On 12/10/20 5:15 AM, Dave Chinner wrote:
> On Mon, Dec 07, 2020 at 04:40:38PM -0700, Jens Axboe wrote:
>> On 12/6/20 7:21 PM, Dave Chinner wrote:
>>> On Fri, Dec 04, 2020 at 05:44:56PM +0800, Hao Xu wrote:
>>>> Currently, IOCB_NOWAIT is ignored in Direct IO, REQ_NOWAIT is only set
>>>> when IOCB_HIPRI is set. But REQ_NOWAIT should be set as well when
>>>> IOCB_NOWAIT is set.
>>>>
>>>> Suggested-by: Jeffle Xu <jefflexu@xxxxxxxxxxxxxxxxx>
>>>> Signed-off-by: Konstantin Khlebnikov <khlebnikov@xxxxxxxxxxxxxx>
>>>> Signed-off-by: Hao Xu <haoxu@xxxxxxxxxxxxxxxxx>
>>>> ---
>>>>
>>>> Hi all,
>>>> I tested fio io_uring direct read for a file on ext4 filesystem on a
>>>> nvme ssd. I found that IOCB_NOWAIT is ignored in iomap layer, which
>>>> means REQ_NOWAIT is not set in bio->bi_opf.
>>>
>>> What iomap is doing is correct behaviour. IOCB_NOWAIT applies to the
>>> filesystem behaviour, not the block device.
>>>
>>> REQ_NOWAIT can result in partial IO failures because the error is
>>> only reported to the iomap layer via IO completions. Hence we can
>>> split a DIO into multiple bios and have random bios in that IO fail
>>> with EAGAIN because REQ_NOWAIT is set.
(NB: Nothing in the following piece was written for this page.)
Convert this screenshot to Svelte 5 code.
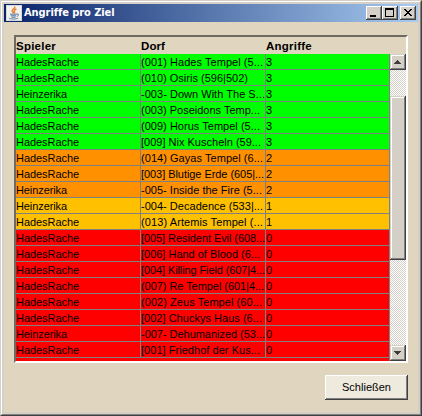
<script>
  // [player, village, attacks, player text width, village text width]
  const rows = [
    ['HadesRache', '(001) Hades Tempel (5...', 3, 63, 122],
    ['HadesRache', '(010) Osiris (596|502)', 3, 63, 107],
    ['Heinzerika', '-003- Down With The S...', 3, 51, 124],
    ['HadesRache', '(003) Poseidons Temp...', 3, 63, 119],
    ['HadesRache', '(009) Horus Tempel (5...', 3, 63, 119],
    ['HadesRache', '[009] Nix Kuscheln (59...', 3, 63, 120],
    ['HadesRache', '(014) Gayas Tempel (6...', 2, 63, 122],
    ['HadesRache', '[003] Blutige Erde (605|...', 2, 63, 123],
    ['Heinzerika', '-005- Inside the Fire (5...', 2, 51, 121],
    ['Heinzerika', '-004- Decadence (533|...', 1, 51, 122],
    ['HadesRache', '(013) Artemis Tempel (...', 1, 63, 122],
    ['HadesRache', '[005] Resident Evil (608...', 0, 63, 124],
    ['HadesRache', '[006] Hand of Blood (6...', 0, 63, 119],
    ['HadesRache', '[004] Killing Field (607|4...', 0, 63, 124],
    ['HadesRache', '(007) Re Tempel (601|4...', 0, 63, 123],
    ['HadesRache', '(002) Zeus Tempel (60...', 0, 63, 121],
    ['HadesRache', '[002] Chuckys Haus (6...', 0, 63, 121],
    ['Heinzerika', '-007- Dehumanized (53...', 0, 51, 124],
    ['HadesRache', '[001] Friedhof der Kus...', 0, 63, 119]
  ];

  // Spreads the letters so that the text takes the given width.
  function fit(node, width) {
    const natural = node.getBoundingClientRect().width;
    node.style.letterSpacing = `${(width - natural) / node.textContent.length}px`;
  }
</script>

<div class="window">
  <div class="frame">
    <header class="title">
      <svg class="java" width="16" height="16" viewBox="0 0 16 16">
        <rect width="16" height="16" fill="#d8d8d8" />
        <rect x="1" y="1" width="14" height="14" fill="#f4f2ee" />
        <path d="M8.8 1.5C9.6 3.6 5.5 4.4 6.1 6.2C6.4 7 7.2 7.5 7.5 8.3M10.4 4C8 5 7.5 5.9 8.5 7.2C8.8 7.7 8.5 8.2 8.2 8.5" fill="none" stroke="#e8822c" stroke-width="1.4" />
        <path d="M4 9.2H11M4.6 10.8H10.2M5.4 12.2H9.6M11 9C13.4 8.6 13 11 10.8 11.4M2.8 13.1C3.6 14.3 10.5 14.3 12.3 13.2" fill="none" stroke="#54789c" stroke-width="1" />
      </svg>
      <span class="caption"><span use:fit={90}>Angriffe pro Ziel</span></span>
      <div class="controls">
        <button class="raised" aria-label="Minimieren">
          <svg width="16" height="14" shape-rendering="crispEdges"><path d="M4 9h6v2H4z" /></svg>
        </button>
        <button class="raised" aria-label="Maximieren">
          <svg width="16" height="14" shape-rendering="crispEdges"><path fill-rule="evenodd" d="M3 2h9v9H3zM4 4v6h7V4z" /></svg>
        </button>
        <button class="raised close" aria-label="Beenden">
          <svg width="16" height="14" shape-rendering="crispEdges"><path d="M4 3h2v1h1v1h2V4h1V3h2v1h-1v1h-1v1H9v1h1v1h1v1h1v1h-2V9H9V8H7v1H6v1H4V9h1V8h1V7h1V6H6V5H5V4H4z" /></svg>
        </button>
      </div>
    </header>

    <main>
      <div class="pane">
        <div class="head">
          <b><span use:fit={40}>Spieler</span></b>
          <b><span use:fit={24}>Dorf</span></b>
          <b><span use:fit={46}>Angriffe</span></b>
        </div>
        <div class="body">
          <div class="rows">
            {#each rows as [player, village, attacks, pw, vw]}
              <div class="row a{attacks}">
                <div class="cell"><span use:fit={pw}>{player}</span></div>
                <div class="cell"><span use:fit={vw}>{village}</span></div>
                <div class="cell"><span>{attacks}</span></div>
              </div>
            {/each}
            <div class="row a0 cut"></div>
          </div>
          <div class="scrollbar">
            <div class="raised arrow">
              <svg width="16" height="16" shape-rendering="crispEdges"><path d="M7 6h1v1h1v1h1v1h1v1H4V9h1V8h1V7h1z" /></svg>
            </div>
            <div class="before"></div>
            <div class="raised thumb"></div>
            <div class="after"></div>
            <div class="raised arrow">
              <svg width="16" height="16" shape-rendering="crispEdges"><path d="M4 6h7v1h-1v1H9v1H8v1H7V9H6V8H5V7H4z" /></svg>
            </div>
          </div>
        </div>
      </div>
      <button class="raised ok"><span use:fit={49}>Schließen</span></button>
    </main>
  </div>
</div>

<style>
  .window, .window * { box-sizing: border-box; }
  .window {
    width: 422px;
    height: 416px;
    border: 1px solid;
    border-color: #d4d0c8 #404040 #404040 #d4d0c8;
    font: 11px/15px "Liberation Sans", Arial, sans-serif;
    color: #000;
  }
  .frame {
    height: 414px;
    border: 1px solid;
    border-color: #fff #808080 #808080 #fff;
    outline: 2px solid #d4d0c8;
    outline-offset: -3px;
    padding: 2px;
    background: #e0d5be;
  }
  span { white-space: pre; }
  button {
    margin: 0;
    padding: 0;
    font: inherit;
    color: inherit;
  }
  svg { display: block; }
  .title {
    display: flex;
    align-items: center;
    height: 18px;
    padding: 0 2px;
    background: linear-gradient(90deg, #0a246a, #a6caf0);
  }
  .caption {
    flex: 1;
    padding-left: 2px;
    color: #fff;
    font: bold 11px/16px "DejaVu Sans Condensed", "DejaVu Sans", sans-serif;
  }
  .controls { display: flex; }
  .raised {
    border: 0;
    background: #d4d0c8;
    box-shadow: inset -1px -1px #404040, inset 1px 1px #fff, inset -2px -2px #808080;
  }
  .controls button { width: 16px; height: 14px; }
  .controls .close { margin-left: 2px; }
  main {
    display: flex;
    flex-direction: column;
    padding: 13px 10px 0;
  }
  .pane {
    height: 328px;
    border: 2px solid;
    border-color: #6f6a62 #fff #fff #6f6a62;
  }
  .head {
    display: grid;
    grid-template-columns: 125px 125px 1fr;
    height: 17px;
    font-size: 11.5px;
    line-height: 18px;
  }
  .body { display: flex; height: 307px; }
  .rows { width: 374px; }
  .row {
    display: grid;
    grid-template-columns: 125px 125px 124px;
    height: 16px;
  }
  .cell {
    border: solid #808080;
    border-width: 0 1px 1px 0;
    line-height: 16px;
    overflow: hidden;
  }
  .a3 { background: #0f0; }
  .a2 { background: #ff9000; }
  .a1 { background: #ffc000; }
  .a0 { background: #f00; }
  .cut { height: 3px; border-right: 1px solid #808080; }
  .scrollbar {
    display: flex;
    flex-direction: column;
    width: 16px;
    background: repeating-conic-gradient(#fff 0 25%, #d4d0c8 0 50%) 0 0 / 2px 2px;
  }
  .scrollbar .raised {
    box-shadow: inset -1px -1px #404040, inset 1px 1px #d4d0c8, inset -2px -2px #808080, inset 2px 2px #fff;
  }
  .arrow { height: 16px; fill: #403c3c; }
  .before { height: 26px; }
  .thumb { height: 164px; }
  .after { flex: 1; }
  .ok {
    align-self: flex-end;
    width: 83px;
    height: 25px;
    margin-top: 12px;
    background: #eeeade;
    line-height: 25px;
  }
</style>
This error will
>>> get reported to the submitter via completion, and it will override
>>> any of the partial IOs that actually completed.
>>>
>>> Hence, like the recently reported multi-mapping IOCB_NOWAIT bug
>>> reported by Jens and fixed in commit 883a790a8440 ("xfs: don't allow
>>> NOWAIT DIO across extent boundaries") we'll get silent partial
>>> writes occurring because the second submitted bio in an IO can
>>> trigger EAGAIN errors with partial IO completion having already
>>> occurred.
>>>
>>> Further, we don't allow partial IO completion for DIO on XFS at all.
>>> DIO must be completely submitted and completed or return an error
>>> without having issued any IO at all.  Hence using REQ_NOWAIT for
>>> DIO bios is incorrect and not desirable.
>>
>> What you say makes total sense for a user using RWF_NOWAIT, but it
>> doesn't make a lot of sense for io_uring where we really want
>> IOCB_NOWAIT to be what it suggests it is - don't wait for other IO to
>> complete, if avoidable. One of the things that really suck with
>> aio/libai is the "yeah it's probably async, but lol, might not be"
>> aspect of it.
> 
> Sure, but we have no way of telling what semantics the IO issuer
> actually requires from above. And because IOCB_NOWAIT behaviour is
> directly exposed to userspace by RWF_NOWAIT, that's the behaviour we
> have to implement.
> 
>> For io_uring, if we do get -EAGAIN, we'll retry without NOWAIT set. So
>> the concern about fractured/short writes doesn't bubble up to the
>> application. Hence we really want an IOCB_NOWAIT_REALLY on that side,
>> instead of the poor mans IOCB_MAYBE_NOWAIT semantics.
> 
> Yup, perhaps what we really want is a true IOCB_NONBLOCK flag as an
> internal kernel implementation. i.e. don't block anywhere in the
> stack, and the caller must handle retrying/completing the entire IO
> regardless of where the -EAGAIN comes from during the IO, including
> from a partial completion that the caller is waiting for...
> 
> i.e. rather than hacking around this specific instance of "it blocks
> and we don't want it to", define the semantics and behaviour of a
> fully non-blocking IO through all layers from the VFS down to the
> hardware and let's implement that. Then we can stop playing
> whack-a-mole with all the "but it blocks when I do this, doctor!"
> issues that we seem to keep having.... :)
> 

>From my opinion, the semantics of NOWAIT is clear, just like Jens said,
"don't wait, if**avoidable**". Also it should be the responsibility of
the callers who set this flag to resubmit the failed IO once a -EAGAIN
returned. e.g. if the user app sets RWF_NOWAIT, then it's the
responsibility of the user app to resubmit the failed IO once -EAGAIN
returned. If io_uring layer newly set IOCB_NONBLOCK flag, then it's the
responsibility of io_uring to resubmit.

The limitation here is that once a big DIO/bio got split, then the
atomicity of whole DIO/bio can not be guaranteed. This seems a
limitation of direct IO routine and block layer, and the work of above
layers e.g. filesystem, is needed to guarantee the atomicity.

-- 
Thanks,
Jeffle